Differentiable data-structures, starting with the memory equipped with continuous operations in Neural Turing Machine, have been the foundation of deep models with sophisticated operations. Some members of it, such as Memory Network, have become famous on tasks like question answering and machine translation, while other development in this direction, including those with clear and important application in NLP, are relatively new to this community.

Deep learning, with its promise on end-to-end learning, not only enables the training of complex NLP models from scratch, but also extends the training setting to include remote and indirect supervision. We will introduce not only the end-to-end learning in its general notion, but also newly emerged topics in formulating learning objective, taming the non-differentiable operations, and designing the learning system for getting supervision signal from real world.


  • Part I: Overview (30 minutes)
    • Basic concepts and techniques in deep learning for NLP
    • A brief summary of recent progress
  • Part II: Differentiable data-structures for NLP (one hour)
    • External memory, reading and writing, attention
    • Short-term memory, episodic memory, and long-term memory
    • Structures in memory, deep memory-based architectures
    • Application on machine translation and dialogue
    • Other differentiable data-structures
    • Neural stack and queue for sequence processing
    • Neural pointers for nonlinear data-structures, e.g., trees
  • Part III: Learning paradigms (one hour)
    • End-to-end learning in general
    • Grounded language learning in neural models
    • Learning from execution: e.g., for semantic parsing in neural QA models
    • Grounding to other modalities, e.g., images
    • Reinforcement Learning in deep NLP models
    • For learning dialogue policy
    • For language generation
    • For other discrete choices in neural language models, e.g., memory-access
    • Other non-differentiable choices in learning deep NLP models, eg. Minimum risk training
  • Part IV: Conclusion

About the Instructors:

Zhengdong Lu is a senior researcher at Noah's Ark Lab, Huawei Technologies. His research interests are neural network-based methods for natural language processing, including dialogue, machine translation, semantic parsing, and reasoning. Previously he was an associate researcher at Microsoft Research Asia and a postdoctoral researcher at University of Texas at Austin, after receiving his from Oregon Health and Science University in 2008 in computer science. He has published over 30 papers in prestigious journals and conferences, including NIPS, ICML, ACL, KDD, IJCAI and AAAI, including over 10 recent papers on deep learning methods for NLP and AI.

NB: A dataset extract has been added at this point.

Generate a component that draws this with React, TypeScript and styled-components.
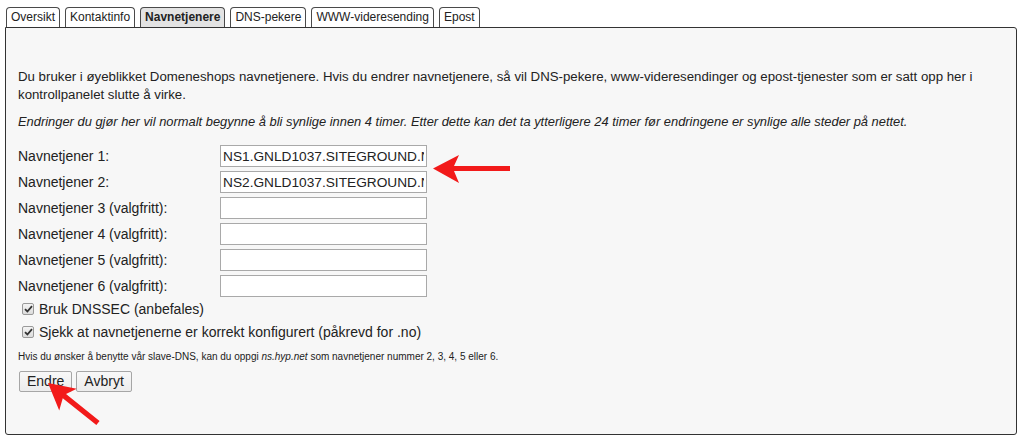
import React from "react";
import styled, { createGlobalStyle } from "styled-components";

const Global = createGlobalStyle`
  html, body { margin: 0; padding: 0; background: #ffffff; }
  body { font-family: "Liberation Sans", Arial, sans-serif; color: #222; }
`;

const Page = styled.div`
  position: relative;
  width: 1024px;
  height: 440px;
  padding: 7px 0 0 5px;
  box-sizing: border-box;
  overflow: hidden;
`;

const TabBar = styled.div`
  display: flex;
  gap: 5px;
  padding-left: 1px;
  height: 20px;
`;

const Tab = styled.div<{ $active?: boolean }>`
  height: 20px;
  box-sizing: border-box;
  padding: 0 4px;
  border: 1px solid #4a4a4a;
  border-bottom: none;
  border-radius: 4px 4px 0 0;
  background: ${(p) => (p.$active ? "#e3e3e3" : "#ffffff")};
  font-size: 12px;
  font-weight: ${(p) => (p.$active ? "bold" : "normal")};
  line-height: 19px;
  color: #222;
  white-space: nowrap;
`;

const Panel = styled.div`
  width: 1012px;
  height: 408px;
  box-sizing: border-box;
  border: 1px solid #333;
  border-radius: 0 3px 3px 3px;
  background: #f7f7f7;
  padding: 40px 12px 0 12px;
`;

const Para = styled.p<{ $italic?: boolean }>`
  margin: 0;
  font-size: ${(p) => (p.$italic ? "12.9px" : "13.25px")};
  line-height: 18px;
  font-style: ${(p) => (p.$italic ? "italic" : "normal")};
  & + & {
    margin-top: 9px;
  }
`;

const FormGrid = styled.div`
  display: grid;
  grid-template-columns: 202px 207px;
  grid-auto-rows: 22px;
  row-gap: 4px;
  margin-top: 14px;
  align-items: center;
`;

const Label = styled.label`
  font-size: 14px;
  line-height: 18px;
`;

const TextInput = styled.input`
  width: 207px;
  height: 22px;
  box-sizing: border-box;
  border: 1px solid #a9a9a9;
  background: #fff;
  padding: 1px 2px;
  font-family: "Liberation Sans", Arial, sans-serif;
  font-size: 13.7px;
  color: #222;
  outline: none;
`;

const CheckRows = styled.div`
  margin-top: 2px;
`;

const CheckRow = styled.label`
  display: flex;
  align-items: center;
  gap: 5px;
  height: 20px;
  padding-left: 4px;
  font-size: 14px;
  & + & {
    margin-top: 3px;
  }
`;

const CheckBox = styled.span`
  display: inline-flex;
  align-items: center;
  justify-content: center;
  width: 12px;
  height: 12px;
  box-sizing: border-box;
  border: 1px solid #9a9a9a;
  border-radius: 2px;
  background: linear-gradient(#f4f4f4, #dcdcdc);
`;

const Note = styled.div`
  margin-top: 8px;
  font-size: 10px;
  line-height: 14px;
`;

const Buttons = styled.div`
  display: flex;
  gap: 4px;
  margin-top: 7px;
  padding-left: 1px;
`;

const Button = styled.button`
  height: 21px;
  box-sizing: border-box;
  padding: 0 7px;
  border: 1px solid #a6a6a6;
  border-radius: 2px;
  background: linear-gradient(#f8f8f8, #ececec);
  font-family: "Liberation Sans", Arial, sans-serif;
  font-size: 14px;
  color: #222;
  line-height: 19px;
`;

const Overlay = styled.svg`
  position: absolute;
  left: 0;
  top: 0;
  pointer-events: none;
`;

const tabs = ["Oversikt", "Kontaktinfo", "Navnetjenere", "DNS-pekere", "WWW-videresending", "Epost"];

const Check = () => (
  <CheckBox>
    <svg width="9" height="8" viewBox="0 0 9 8">
      <path d="M1 4.2 L3.4 6.5 L8 1.2" fill="none" stroke="#333" strokeWidth="1.8" />
    </svg>
  </CheckBox>
);

const arrowShape = (len: number) =>
  `M0,0 L26,-13.5 L21,-2.6 L${len},-2.6 L${len},2.6 L21,2.6 L26,14.5 Z`;

export default function App() {
  const rows = [
    { label: "Navnetjener 1:", value: "NS1.GNLD1037.SITEGROUND.NET" },
    { label: "Navnetjener 2:", value: "NS2.GNLD1037.SITEGROUND.NET" },
    { label: "Navnetjener 3 (valgfritt):", value: "" },
    { label: "Navnetjener 4 (valgfritt):", value: "" },
    { label: "Navnetjener 5 (valgfritt):", value: "" },
    { label: "Navnetjener 6 (valgfritt):", value: "" },
  ];
  return (
    <>
      <Global />
      <Page>
        <TabBar>
          {tabs.map((t) => (
            <Tab key={t} $active={t === "Navnetjenere"}>
              {t}
            </Tab>
          ))}
        </TabBar>
        <Panel>
          <Para>
            Du bruker i øyeblikket Domeneshops navnetjenere. Hvis du endrer navnetjenere, så vil DNS-pekere,
            www-videresendinger og epost-tjenester som er satt opp her i kontrollpanelet slutte å virke.
          </Para>
          <Para $italic>
            Endringer du gjør her vil normalt begynne å bli synlige innen 4 timer. Etter dette kan det ta ytterligere
            24 timer før endringene er synlige alle steder på nettet.
          </Para>
          <FormGrid>
            {rows.map((r) => (
              <React.Fragment key={r.label}>
                <Label>{r.label}</Label>
                <TextInput type="text" defaultValue={r.value} />
              </React.Fragment>
            ))}
          </FormGrid>
          <CheckRows>
            <CheckRow>
              <Check />
              Bruk DNSSEC (anbefales)
            </CheckRow>
            <CheckRow>
              <Check />
              Sjekk at navnetjenerne er korrekt konfigurert (påkrevd for .no)
            </CheckRow>
          </CheckRows>
          <Note>
            Hvis du ønsker å benytte vår slave-DNS, kan du oppgi <i>ns.hyp.net</i> som navnetjener nummer 2, 3, 4, 5
            eller 6.
          </Note>
          <Buttons>
            <Button>Endre</Button>
            <Button>Avbryt</Button>
          </Buttons>
        </Panel>
        <Overlay width="1024" height="440" viewBox="0 0 1024 440">
          <path d={arrowShape(77)} transform="translate(433,168.5)" fill="#f21a1a" />
          <path d={arrowShape(64)} transform="translate(48,383) rotate(38.7)" fill="#f21a1a" />
        </Overlay>
      </Page>
    </>
  );
}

Hang Li is director of the Noah's Ark Lab of Huawei Technologies, adjunct professors of Peking University and Nanjing University. His research areas include information retrieval, natural language processing, statistical machine learning, and data mining. He is ACM Distinguished Scientist. Hang graduated from Kyoto University in 1988 and earned his PhD from the University of Tokyo in 1998. He worked at the NEC lab as researcher during 1991 and 2001, and Microsoft Research Asia as senior researcher and research manager during 2001 and 2012. He joined Huawei Technologies in 2012. Hang has published three technical books, and more than 100 technical papers at top international conferences including SIGIR, WWW, WSDM, ACL, EMNLP, ICML, NIPS, SIGKDD and top international journals including CL, NLE, JMLR, TOIS, IRJ, IPM, TKDE, TWEB, TIST. He and his colleague's papers received the SIGKDD-08 best application paper award, the SIGIR-08 best student paper award, the ACL-12 best student paper award. Hang worked on the development of several products such as Microsoft SQL Server 2005, Office 2007, Office 2010, Live Search 2008, Bing 2009, Bing 2010, Huawei AppStore, Huawei Phones. He has 40 granted US patents. Hang is also very active in the research communities and has served or is serving top international conferences as PC chair, Senior PC member, or PC member, including SIGIR, WWW, WSDM, ACL, EMNLP, NIPS, SIGKDD, ICDM, ACML, and top international journals as associate editor or editorial board member, including CL, IRJ, TIST, JASIST, JCST. Hang Li gave a number of tutorials on various topics about machine learning for natural language processing and information retrieval, including a tutorial on learning to rank at ACL 2009.